Category B: External Data Import (8 services)

These services handle fetching, parsing, and upserting data from external sources. They are more "integration logic" than "business logic":

Service	External Source	Logic
`mitre_sync_service`	MITRE TAXII + GitHub	STIX 2.0 parsing, technique upsert
`atomic_import_service`	GitHub (ZIP)	YAML parsing, template creation
`sigma_import_service`	GitHub (ZIP)	YAML + ATT&CK tag extraction
`elastic_import_service`	GitHub (ZIP)	TOML parsing, rule creation
`caldera_import_service`	GitHub (ZIP)	YAML parsing, ability import
`d3fend_import_service`	D3FEND REST API	JSON parsing, mapping creation
`lolbas_import_service`	GitHub (ZIP)	YAML/Markdown parsing
`threat_actor_import_service`	GitHub (ZIP)	STIX 2.0 bundle parsing

Category C: Thin CRUD Wrappers (7 services)

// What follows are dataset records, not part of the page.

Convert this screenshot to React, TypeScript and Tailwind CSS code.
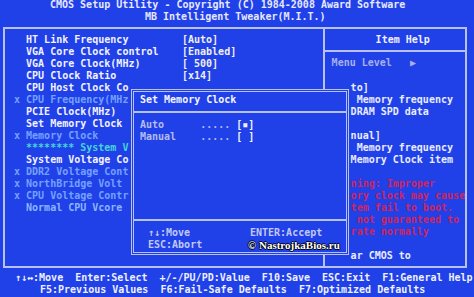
import React from "react";

type Row = { p: string; t: string; v?: string; c: string };

const rows: Row[] = [
  { p: "  ", t: "HT Link Frequency", v: "[Auto]", c: "text-[#f2f2ff]" },
  { p: "  ", t: "VGA Core Clock control", v: "[Enabled]", c: "text-[#f2f2ff]" },
  { p: "  ", t: "VGA Core Clock(MHz)", v: "[ 500]", c: "text-[#f2f2ff]" },
  { p: "  ", t: "CPU Clock Ratio", v: "[x14]", c: "text-[#f2f2ff]" },
  { p: "  ", t: "CPU Host Clock Co", c: "text-[#f2f2ff]" },
  { p: "x ", t: "CPU Frequency(MHz", c: "text-[#74a0ff]" },
  { p: "  ", t: "PCIE Clock(MHz)", c: "text-[#f2f2ff]" },
  { p: "  ", t: "Set Memory Clock", c: "text-[#f2f2ff]" },
  { p: "x ", t: "Memory Clock", c: "text-[#74a0ff]" },
  { p: "  ", t: "******** System V", c: "text-[#44d4d8]" },
  { p: "  ", t: "System Voltage Co", c: "text-[#f2f2ff]" },
  { p: "x ", t: "DDR2 Voltage Cont", c: "text-[#74a0ff]" },
  { p: "x ", t: "NorthBridge Volt", c: "text-[#74a0ff]" },
  { p: "x ", t: "CPU Voltage Contr", c: "text-[#74a0ff]" },
  { p: "  ", t: "Normal CPU Vcore", c: "text-[#8cb4ff]" },
];

const help: { t: string; red?: boolean }[] = [
  { t: "to]" },
  { t: " Memory frequency" },
  { t: "DRAM SPD data" },
  { t: "" },
  { t: "nual]" },
  { t: " Memory frequency" },
  { t: "Memory Clock item" },
  { t: "" },
  { t: "ning: Improper", red: true },
  { t: "ory clock may cause", red: true },
  { t: "tem fail to boot.", red: true },
  { t: " not guaranteed to", red: true },
  { t: "rate normally", red: true },
  { t: "" },
  { t: "ar CMOS to" },
];

export default function App() {
  return (
    <div className="relative w-[474px] h-[297px] overflow-hidden bg-[#2040e8] [font-family:'DejaVu_Sans_Mono',monospace] text-[10px] leading-[12px] font-bold whitespace-pre">
      <header className="h-[28px] text-[#e6e8ff]">
        <div className="-mt-[1px] h-[12px] pl-[50px]">
          CMOS Setup Utility - Copyright (C) 1984-2008 Award Software
        </div>
        <div className="h-[12px] pl-[145px]">MB Intelligent Tweaker(M.I.T.)</div>
      </header>

      <div className="ml-[3px] w-[464px] h-[241px] border-2 border-[#b8c2f2] flex">
        <div className="w-[320px] border-r-2 border-[#b8c2f2] pt-[5px] pl-[9px]">
          {rows.map((r, i) => (
            <div key={i} className="flex h-[12px]">
              <div className={`w-[168px] ${r.c}`}>
                {r.p}
                {r.t}
              </div>
              {r.v && <div className="text-[#f0f0e8]">{r.v}</div>}
            </div>
          ))}
        </div>
        <div className="flex-1 flex flex-col">
          <div className="h-[23px] border-b-2 border-[#b8c2f2] pt-[5px] pl-[51px] text-[#f0f0ff]">
            Item Help
          </div>
          <div className="mt-[5px] h-[12px] pl-[7px] text-[#a8b0ec]">Menu Level   ▶</div>
          <div className="mt-[13px] pl-[26px]">
            {help.map((h, i) => (
              <div
                key={i}
                className={`h-[12px] ${h.red ? "text-[#d0245e]" : "text-[#e8ecff]"}`}
              >
                {h.t}
              </div>
            ))}
          </div>
        </div>
      </div>

      <footer className="mt-[4px] text-[#eef0ff]">
        <div className="h-[12px] pl-[15px]">
          ↑↓↔:Move  Enter:Select  +/-/PU/PD:Value  F10:Save  ESC:Exit  F1:General Help
        </div>
        <div className="h-[12px] pl-[40px]">
          F5:Previous Values  F6:Fail-Safe Defaults  F7:Optimized Defaults
        </div>
      </footer>

      <div className="absolute left-[131px] top-[89px] w-[218px] h-[166px] border-[3px] border-double border-[#b8c2f2] bg-[#2040e8] flex flex-col">
        <div className="pt-[2px] pl-[6px] h-[14px] text-[#f4f4ff]">Set Memory Clock</div>
        <div className="mt-[5px] h-[2px] bg-[#b8c2f2]" />
        <div className="mt-[6px] pl-[6px] text-[#b4bcf0]">
          <div className="h-[12px]">
            Auto      ..... <span className="text-[#f0f0ff]">[▪]</span>
          </div>
          <div className="h-[12px]">
            Manual    ..... <span className="text-[#f0f0ff]">[ ]</span>
          </div>
        </div>
        <div className="mt-auto h-[2px] bg-[#b8c2f2]" />
        <div className="mt-[6px] mb-px pl-[14px] flex text-[#c0c8f4]">
          <div className="w-[102px]">
            <div className="h-[12px]">↑↓:Move</div>
            <div className="h-[12px]">ESC:Abort</div>
          </div>
          <div>
            <div className="h-[12px]">ENTER:Accept</div>
          </div>
        </div>
      </div>

      <div className="absolute left-[248px] top-[238px] text-[11px] leading-[14px] text-white [font-family:'Liberation_Serif',serif] font-bold [text-shadow:1px_0_0_#000,-1px_0_0_#000,0_1px_0_#000,0_-1px_0_#000]">
        © NastrojkaBios.ru
      </div>
    </div>
  );
}
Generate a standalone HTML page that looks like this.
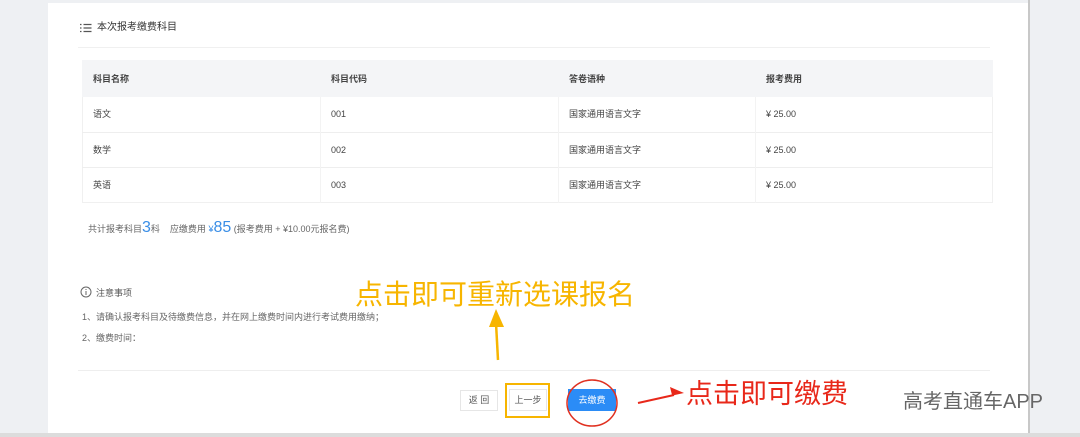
<!DOCTYPE html>
<html><head><meta charset="utf-8"><style>
body{margin:0;width:1080px;height:437px;position:relative;overflow:hidden;background:#fff;font-family:"Liberation Sans","Noto Sans CJK SC",sans-serif;color:#333}
.a{position:absolute}
.t{font-size:9px;color:#444;line-height:12px;white-space:nowrap}
</style></head><body>
<div class="a" style="left:0;top:0;width:1080px;height:437px;background:#eef0f3"></div>
<div class="a" style="left:48px;top:3px;width:980px;height:431px;background:#fff"></div>
<div class="a" style="left:1028px;top:0;width:2px;height:437px;background:#c8c8c8"></div>
<div class="a" style="left:0;top:433px;width:1080px;height:4px;background:#dcdcdc"></div>
<svg class="a" style="left:80px;top:23px" width="12" height="10"><g stroke="#555" stroke-width="1.2"><path d="M0 1.5h1.5M3.5 1.5h8M0 5h1.5M3.5 5h8M0 8.5h1.5M3.5 8.5h8"/></g></svg>
<div class="a t" style="left:97px;top:22px;font-size:10px;color:#333">本次报考缴费科目</div>
<div class="a" style="left:78px;top:47px;width:912px;height:1px;background:#f0f0f0"></div>
<div class="a" style="left:82px;top:60px;width:911px;height:143px;border:1px solid #f0f0f0;box-sizing:border-box"></div>
<div class="a" style="left:82px;top:60px;width:911px;height:37px;background:#f4f5f7"></div>
<div class="a" style="left:82px;top:132px;width:911px;height:1px;background:#eee"></div>
<div class="a" style="left:82px;top:167px;width:911px;height:1px;background:#eee"></div>
<div class="a" style="left:320px;top:97px;width:1px;height:106px;background:#f3f3f3"></div>
<div class="a" style="left:558px;top:97px;width:1px;height:106px;background:#f3f3f3"></div>
<div class="a" style="left:755px;top:97px;width:1px;height:106px;background:#f3f3f3"></div>
<div class="a t" style="left:93px;top:73px;font-weight:bold">科目名称</div>
<div class="a t" style="left:331px;top:73px;font-weight:bold">科目代码</div>
<div class="a t" style="left:569px;top:73px;font-weight:bold">答卷语种</div>
<div class="a t" style="left:766px;top:73px;font-weight:bold">报考费用</div>
<div class="a t" style="left:93px;top:108px">语文</div><div class="a t" style="left:331px;top:108px">001</div><div class="a t" style="left:569px;top:108px">国家通用语言文字</div><div class="a t" style="left:766px;top:108px">¥ 25.00</div>
<div class="a t" style="left:93px;top:144px">数学</div><div class="a t" style="left:331px;top:144px">002</div><div class="a t" style="left:569px;top:144px">国家通用语言文字</div><div class="a t" style="left:766px;top:144px">¥ 25.00</div>
<div class="a t" style="left:93px;top:179px">英语</div><div class="a t" style="left:331px;top:179px">003</div><div class="a t" style="left:569px;top:179px">国家通用语言文字</div><div class="a t" style="left:766px;top:179px">¥ 25.00</div>
<div class="a" style="left:88px;top:219px;font-size:9px;color:#666;white-space:nowrap">共计报考科目<span style="font-size:16px;color:#3a8ee6">3</span>科 &nbsp;&nbsp;&nbsp;应缴费用 <span style="color:#3a8ee6">¥<span style="font-size:16px">85</span></span> (报考费用 + ¥10.00元报名费)</div>
<svg class="a" style="left:80px;top:286px" width="12" height="12"><circle cx="6" cy="6" r="5" fill="none" stroke="#666"/><path d="M6 5v4M6 3v1" stroke="#666"/></svg>
<div class="a t" style="left:96px;top:287px;color:#555">注意事项</div>
<div class="a t" style="left:82px;top:311px;color:#666">1、请确认报考科目及待缴费信息，并在网上缴费时间内进行考试费用缴纳；</div>
<div class="a t" style="left:82px;top:332px;color:#666">2、缴费时间：</div>
<div class="a" style="left:78px;top:370px;width:912px;height:1px;background:#eee"></div>
<div class="a" style="left:355px;top:273px;font-size:28px;color:#f7b500;white-space:nowrap">点击即可重新选课报名</div>
<svg class="a" style="left:480px;top:305px" width="40" height="60"><path d="M18 55L16 18" stroke="#f7b500" stroke-width="2.5"/><path d="M9 22L16 4L24 22Z" fill="#f7b500"/></svg>
<div class="a" style="left:460px;top:390px;width:38px;height:21px;border:1px solid #e6e6e6;box-sizing:border-box;font-size:9px;color:#555;text-align:center;line-height:19px">返 回</div>
<div class="a" style="left:509px;top:389px;width:38px;height:22px;border:1px solid #e6e6e6;box-sizing:border-box;font-size:9px;color:#555;text-align:center;line-height:20px">上一步</div>
<div class="a" style="left:505px;top:383px;width:45px;height:35px;border:2px solid #f7b500;box-sizing:border-box"></div>
<div class="a" style="left:568px;top:389px;width:48px;height:22px;background:#2b8cf6;font-size:9px;color:#fff;text-align:center;line-height:22px">去缴费</div>
<svg class="a" style="left:560px;top:375px" width="66" height="56"><ellipse cx="32" cy="28" rx="25" ry="23" fill="none" stroke="#e03020" stroke-width="1.5"/></svg>
<svg class="a" style="left:632px;top:385px" width="56" height="25"><path d="M6 18L52 8L38 2L40 10Z" fill="#e8281a"/><path d="M6 18L42 10" stroke="#e8281a" stroke-width="2"/></svg>
<div class="a" style="left:686px;top:372px;font-size:27px;color:#e8281a;white-space:nowrap">点击即可缴费</div>
<div class="a" style="left:903px;top:385px;font-size:20px;color:#666;white-space:nowrap">高考直通车APP</div>
</body></html>
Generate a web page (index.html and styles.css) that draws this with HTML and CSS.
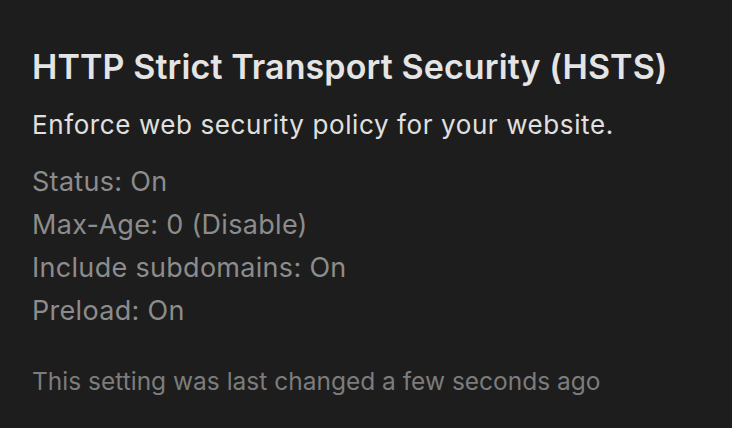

These services are essentially database operations with minimal logic:

Service	What It Does	Lines of Logic
`audit_service`	`log_action()` — creates an AuditLog row	~10 lines
`notification_service`	CRUD for notifications + `notify_test_state_change()`	~30 lines of logic, rest is DB access
`status_service`	`recalculate_technique_status()` — counts tests by state, sets status	~20 lines
`snapshot_service`	Creates snapshots by looping over techniques and calling scoring_service	Orchestration + DB writes
`score_cache`	In-memory dict with TTL	~30 lines, pure caching
`compliance_import_service`	Parses NIST/CIS data and creates DB rows	Parsing + bulk insert
`intel_service`	Fetches RSS/feeds and creates IntelItem rows	Fetch + parse + insert

The Missing Logic

Significant business logic that should be in services but lives in routers instead:

Logic	Current Location	Should Be
ATT&CK Navigator layer generation	`heatmap.py` router (528 lines)	`heatmap_service` or use case
Coverage report building	`reports.py` router (273 lines)	`report_service` or use case
Coverage metrics aggregation	`metrics.py` router (316 lines)	`metrics_service`
Detection rule CRUD + auto-association	`detection_rules.py` router (21 DB ops)	`detection_rule_service`
Technique CRUD + review workflow	`techniques.py` router (12 DB ops)	`technique_service`
Campaign full lifecycle	`campaigns.py` router (36 DB ops)	Partially in `campaign_service`, but router does most CRUD

4. Is Business Logic Separated from Persistence?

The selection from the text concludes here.